Stacey's investigation leads to a helicopter and car chase and gunplay. The murderer turns out to be Pamela who is a member of a cult reminiscent of the Manson family. She was planning to frame John and stand as the last viable heir to the family fortune.

Cast
 Anne Randall as Stacey Hanson
 Marjorie Bennett as Florence Chambers
 Anitra Ford as Tish Chambers
 Alan Landers as Bob Eastwood
 James Westmoreland as Frank Elroy
 Cristina Raines as Pamela Chambers
 Nicholas Georgiade as Matthew
 Richard LePore as Luke
 John Alderman as Dick Hannon
 Stewart Moss as John Chambers

Background
The film features an empowered babe in a masculinized action role. She is "a very private detective" in a crime-fighting film. This was the first attempt by Sidaris to produce a film with a female protagonist fighting crime. The film thus serves as a precursor to many 1980s films, including those produced by Sidaris himself. In these films "soft" women adopt "hard" personae. It is also a precursor to 1990s softcore films where gender has little to do with a heroine's career, as by that point women's advance into the workplace was no longer an exploitable hot topic.

Connections to other films
The material from the film was reworked into another Sidaris film, Malibu Express (1985). The role of Stacey Hanson was divided into two new characters: private detective protagonist Cody Abilene (Darby Hinton) and his girlfriend June Khnockers (Lynda Wiesmeier).

The openings of both films depict their respective female race car drivers in the finish of a practice race. Both films then have them getting out of uniform. But Stacey is the protagonist while June serves mostly as the source of a recurring joke in her film: "Knockers with an 'h'?". June can still reliably drive a high-performance race car, but it is Cody who performs most of Stacey's functions in the film.

The discreet homosexual nephew John turns into Stuart (Michael A. Anderson), a drag queen in the second film.
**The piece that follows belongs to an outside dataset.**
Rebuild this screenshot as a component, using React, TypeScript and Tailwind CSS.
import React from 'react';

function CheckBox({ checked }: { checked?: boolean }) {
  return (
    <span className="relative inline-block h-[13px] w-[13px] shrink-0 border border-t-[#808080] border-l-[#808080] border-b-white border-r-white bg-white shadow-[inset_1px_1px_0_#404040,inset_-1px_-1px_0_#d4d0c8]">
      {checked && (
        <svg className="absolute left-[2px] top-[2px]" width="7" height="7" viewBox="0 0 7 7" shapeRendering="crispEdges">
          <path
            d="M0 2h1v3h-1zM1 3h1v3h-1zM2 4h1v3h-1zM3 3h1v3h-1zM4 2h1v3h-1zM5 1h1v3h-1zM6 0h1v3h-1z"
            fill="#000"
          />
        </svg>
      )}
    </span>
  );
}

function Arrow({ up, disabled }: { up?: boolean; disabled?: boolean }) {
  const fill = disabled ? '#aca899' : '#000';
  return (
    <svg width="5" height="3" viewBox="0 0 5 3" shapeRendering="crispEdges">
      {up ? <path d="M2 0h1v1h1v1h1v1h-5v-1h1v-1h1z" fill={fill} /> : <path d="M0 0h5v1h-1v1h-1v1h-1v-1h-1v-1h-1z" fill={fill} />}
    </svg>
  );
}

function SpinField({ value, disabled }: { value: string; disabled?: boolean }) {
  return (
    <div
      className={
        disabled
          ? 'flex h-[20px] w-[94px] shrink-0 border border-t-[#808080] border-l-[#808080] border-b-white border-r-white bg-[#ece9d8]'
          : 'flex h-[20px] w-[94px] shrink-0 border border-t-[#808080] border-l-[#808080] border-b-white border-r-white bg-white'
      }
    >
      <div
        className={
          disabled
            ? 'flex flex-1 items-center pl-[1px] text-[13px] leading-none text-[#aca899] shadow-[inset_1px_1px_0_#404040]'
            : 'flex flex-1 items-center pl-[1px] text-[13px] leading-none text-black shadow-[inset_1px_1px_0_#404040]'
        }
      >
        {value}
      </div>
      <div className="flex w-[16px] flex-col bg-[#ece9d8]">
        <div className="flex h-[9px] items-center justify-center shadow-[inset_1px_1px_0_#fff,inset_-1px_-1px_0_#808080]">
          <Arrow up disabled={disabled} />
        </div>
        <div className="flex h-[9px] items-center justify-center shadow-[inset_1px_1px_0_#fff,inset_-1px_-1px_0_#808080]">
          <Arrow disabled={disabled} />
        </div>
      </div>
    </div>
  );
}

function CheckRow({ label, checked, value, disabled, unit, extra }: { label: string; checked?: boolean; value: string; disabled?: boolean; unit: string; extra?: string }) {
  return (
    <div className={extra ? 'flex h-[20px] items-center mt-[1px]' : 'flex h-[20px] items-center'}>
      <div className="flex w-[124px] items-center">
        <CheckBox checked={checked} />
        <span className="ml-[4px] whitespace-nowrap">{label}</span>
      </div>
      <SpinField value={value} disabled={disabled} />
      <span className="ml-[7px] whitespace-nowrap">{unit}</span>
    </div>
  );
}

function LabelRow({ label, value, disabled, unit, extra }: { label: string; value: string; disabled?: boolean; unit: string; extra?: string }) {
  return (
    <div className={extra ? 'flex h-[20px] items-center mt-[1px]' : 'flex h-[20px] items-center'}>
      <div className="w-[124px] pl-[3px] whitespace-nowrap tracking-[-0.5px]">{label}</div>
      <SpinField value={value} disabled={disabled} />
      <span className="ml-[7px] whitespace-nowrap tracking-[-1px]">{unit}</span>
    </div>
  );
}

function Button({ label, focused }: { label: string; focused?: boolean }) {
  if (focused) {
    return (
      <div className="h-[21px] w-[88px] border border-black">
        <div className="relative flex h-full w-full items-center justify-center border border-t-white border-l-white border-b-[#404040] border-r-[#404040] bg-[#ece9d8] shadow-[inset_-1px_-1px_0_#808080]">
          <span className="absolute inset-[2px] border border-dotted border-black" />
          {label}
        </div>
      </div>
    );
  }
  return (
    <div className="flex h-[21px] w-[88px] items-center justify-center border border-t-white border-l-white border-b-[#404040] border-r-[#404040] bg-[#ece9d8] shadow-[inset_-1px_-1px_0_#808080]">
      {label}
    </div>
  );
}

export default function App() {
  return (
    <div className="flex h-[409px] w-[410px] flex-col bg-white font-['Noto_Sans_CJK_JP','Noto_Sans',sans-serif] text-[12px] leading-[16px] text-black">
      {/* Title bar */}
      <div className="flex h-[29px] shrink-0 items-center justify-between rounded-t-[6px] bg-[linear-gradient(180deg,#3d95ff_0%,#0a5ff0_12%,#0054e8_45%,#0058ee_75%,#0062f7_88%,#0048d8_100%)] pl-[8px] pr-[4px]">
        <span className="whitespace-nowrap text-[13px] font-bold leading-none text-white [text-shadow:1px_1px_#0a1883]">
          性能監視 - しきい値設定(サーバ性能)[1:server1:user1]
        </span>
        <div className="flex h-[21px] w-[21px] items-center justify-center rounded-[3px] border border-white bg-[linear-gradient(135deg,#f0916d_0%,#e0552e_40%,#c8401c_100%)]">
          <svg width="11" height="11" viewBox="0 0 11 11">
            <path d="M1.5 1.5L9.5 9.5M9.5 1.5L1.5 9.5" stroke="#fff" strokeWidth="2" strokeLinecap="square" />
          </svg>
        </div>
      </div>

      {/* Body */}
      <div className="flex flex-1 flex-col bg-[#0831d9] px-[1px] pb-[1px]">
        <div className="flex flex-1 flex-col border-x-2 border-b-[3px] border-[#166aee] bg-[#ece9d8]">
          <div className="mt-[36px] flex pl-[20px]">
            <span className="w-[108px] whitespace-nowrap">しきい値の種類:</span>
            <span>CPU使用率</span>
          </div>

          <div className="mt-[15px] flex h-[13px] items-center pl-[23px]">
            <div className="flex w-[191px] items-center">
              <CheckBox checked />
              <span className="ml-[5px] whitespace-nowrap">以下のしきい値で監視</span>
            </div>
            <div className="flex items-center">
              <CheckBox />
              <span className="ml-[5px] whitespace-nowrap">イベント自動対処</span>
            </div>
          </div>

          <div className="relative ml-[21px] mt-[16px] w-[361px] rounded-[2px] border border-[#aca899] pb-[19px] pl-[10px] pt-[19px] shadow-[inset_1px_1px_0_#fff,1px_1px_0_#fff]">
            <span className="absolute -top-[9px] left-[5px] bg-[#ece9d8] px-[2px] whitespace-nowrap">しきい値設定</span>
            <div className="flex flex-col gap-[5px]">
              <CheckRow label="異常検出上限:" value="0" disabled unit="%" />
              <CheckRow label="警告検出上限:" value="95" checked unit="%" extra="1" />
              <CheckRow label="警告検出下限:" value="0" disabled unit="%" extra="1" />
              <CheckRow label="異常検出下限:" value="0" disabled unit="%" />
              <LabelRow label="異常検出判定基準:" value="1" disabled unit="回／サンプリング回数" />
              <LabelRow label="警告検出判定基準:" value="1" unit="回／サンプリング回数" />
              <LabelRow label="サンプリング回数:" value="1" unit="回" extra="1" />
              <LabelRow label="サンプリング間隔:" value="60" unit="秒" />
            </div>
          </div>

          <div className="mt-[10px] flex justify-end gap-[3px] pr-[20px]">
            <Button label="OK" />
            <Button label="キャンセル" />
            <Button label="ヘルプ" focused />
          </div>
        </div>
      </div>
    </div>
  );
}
In both films the detective follows the character into a gay bar. The difference is that in the first film John wears regular clothes, while in the second Stuart is in full drag. Cody laughs while dictating notes in a recorder, but still admits that Stuart has great legs. Stuart is more of a cartoonish gay stereotype than John.
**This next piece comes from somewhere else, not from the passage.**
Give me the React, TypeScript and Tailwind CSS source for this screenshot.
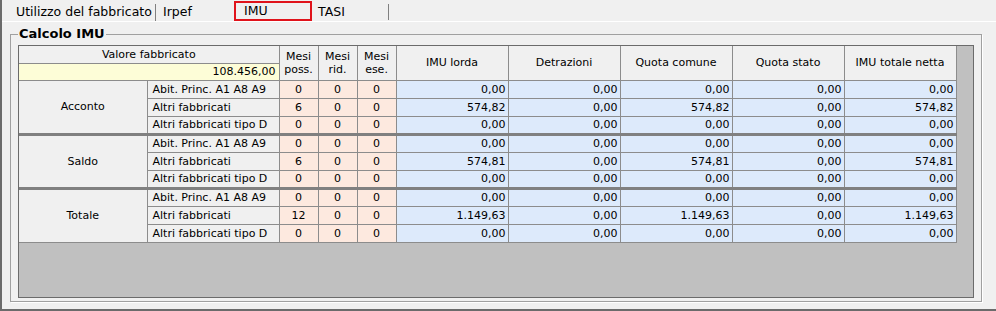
import React from "react";

type Row = [string, number, number, number, string[]];

const zero = ["0,00", "0,00", "0,00", "0,00", "0,00"];

const groups: { label: string; rows: Row[] }[] = [
  {
    label: "Acconto",
    rows: [
      ["Abit. Princ. A1 A8 A9", 0, 0, 0, zero],
      ["Altri fabbricati", 6, 0, 0, ["574,82", "0,00", "574,82", "0,00", "574,82"]],
      ["Altri fabbricati tipo D", 0, 0, 0, zero],
    ],
  },
  {
    label: "Saldo",
    rows: [
      ["Abit. Princ. A1 A8 A9", 0, 0, 0, zero],
      ["Altri fabbricati", 6, 0, 0, ["574,81", "0,00", "574,81", "0,00", "574,81"]],
      ["Altri fabbricati tipo D", 0, 0, 0, zero],
    ],
  },
  {
    label: "Totale",
    rows: [
      ["Abit. Princ. A1 A8 A9", 0, 0, 0, zero],
      ["Altri fabbricati", 12, 0, 0, ["1.149,63", "0,00", "1.149,63", "0,00", "1.149,63"]],
      ["Altri fabbricati tipo D", 0, 0, 0, zero],
    ],
  },
];

const valueHeaders = ["IMU lorda", "Detrazioni", "Quota comune", "Quota stato", "IMU totale netta"];

const cell = "border border-[#8c8c8c] p-0";

const App = () => {
  return (
    <div className="w-[996px] h-[311px] bg-[#f0f0f0] overflow-hidden text-black font-['DejaVu_Sans',Verdana,sans-serif]">
      <div className="h-full flex flex-col border-l-2 border-b-2 border-[#6b6b6b]">
        {/* tab strip */}
        <div className="h-[21px] flex shrink-0 text-[12.5px] leading-none">
          <div className="w-[153px] pl-[14px] pt-[4px] flex items-center whitespace-nowrap">
            Utilizzo del fabbricato
          </div>
          <div className="w-px h-[17px] mt-[4px] bg-[#808080]" />
          <div className="w-[78px] pl-[7px] pt-[4px] flex items-center">Irpef</div>
          <div className="w-[78px] h-[20px] mt-[1px] border-2 border-[#e0131b] pl-[8px] pt-[1px] flex items-center">
            IMU
          </div>
          <div className="w-[76px] pl-[6px] pt-[4px] flex items-center">TASI</div>
          <div className="w-px h-[16px] mt-[4px] bg-[#808080]" />
        </div>

        {/* tab panel */}
        <div className="flex-1 border-t border-white pl-[8px] pt-[4px]">
          <fieldset className="w-[972px] h-[276px] border border-[#a0a0a0] pl-[7px] shadow-[1px_1px_0_#ffffff]">
            <legend className="px-[1px] text-[13px] leading-[16px] font-bold">Calcolo IMU</legend>
            <div className="mt-[3px] w-[956px] h-[253px] border border-[#6b6b6b] bg-[#c0c0c0] text-[11px] leading-none">
              <table className="table-fixed border-collapse w-[937px]">
                <colgroup>
                  <col className="w-[128px]" />
                  <col className="w-[132px]" />
                  <col className="w-[39px]" />
                  <col className="w-[39px]" />
                  <col className="w-[39px]" />
                  <col className="w-[112px]" />
                  <col className="w-[112px]" />
                  <col className="w-[112px]" />
                  <col className="w-[112px]" />
                  <col className="w-[112px]" />
                </colgroup>
                <thead>
                  <tr className="h-[17px]">
                    <th colSpan={2} className={`${cell} border-t-0 border-l-0 bg-[#f0f0f0] font-normal text-center`}>
                      Valore fabbricato
                    </th>
                    {["poss.", "rid.", "ese."].map((m) => (
                      <th
                        key={m}
                        rowSpan={2}
                        className={`${cell} border-t-0 bg-[#f0f0f0] font-normal text-center leading-[13px]`}
                      >
                        Mesi
                        <br />
                        {m}
                      </th>
                    ))}
                    {valueHeaders.map((h) => (
                      <th
                        key={h}
                        rowSpan={2}
                        className={`${cell} border-t-0 bg-[#f0f0f0] font-normal text-center`}
                      >
                        {h}
                      </th>
                    ))}
                  </tr>
                  <tr className="h-[17px]">
                    <td colSpan={2} className={`${cell} border-l-0 bg-[#fdfdd7] text-right pr-[3px]`}>
                      108.456,00
                    </td>
                  </tr>
                </thead>
                <tbody>
                  {groups.map((g, gi) =>
                    g.rows.map((r, ri) => {
                      const sep = ri === 2 && gi < 2 ? "border-b-[3px] border-b-[#808080]" : "";
                      return (
                        <tr key={`${gi}-${ri}`} className="h-[18px]">
                          {ri === 0 && (
                            <td
                              rowSpan={3}
                              className={`${cell} border-l-0 bg-[#f0f0f0] text-center ${
                                gi < 2 ? "border-b-[3px] border-b-[#808080]" : ""
                              }`}
                            >
                              {g.label}
                            </td>
                          )}
                          <td className={`${cell} ${sep} bg-[#f0f0f0] pl-[5px] whitespace-nowrap`}>{r[0]}</td>
                          {[r[1], r[2], r[3]].map((n, ni) => (
                            <td key={ni} className={`${cell} ${sep} bg-[#fde9df] text-center`}>
                              {n}
                            </td>
                          ))}
                          {r[4].map((v, vi) => (
                            <td key={vi} className={`${cell} ${sep} bg-[#ddeafb] text-right pr-[2px]`}>
                              {v}
                            </td>
                          ))}
                        </tr>
                      );
                    })
                  )}
                </tbody>
              </table>
            </div>
          </fieldset>
        </div>
      </div>
    </div>
  );
};

export default App;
The youthful niece Pamela turns into the bit older niece Liza (Lorraine Michaels) in the second film. Liza has her own sex scene with the houseboy Shane (Brett Clark). The difference in age was probably decided to allow this sex scene to have more nudity than would be acceptable from a teenaged character.

The second film adds a character with no counterpart in the original: Contessa Luciana (Sybil Danning). Contessa has a romantic night with Cody, before he moves into his next assignment. The relationship to the family is unspecified, but she turns out to have murdered Shane. She is beyond the reach of the law and suffers no ill consequences for her murder.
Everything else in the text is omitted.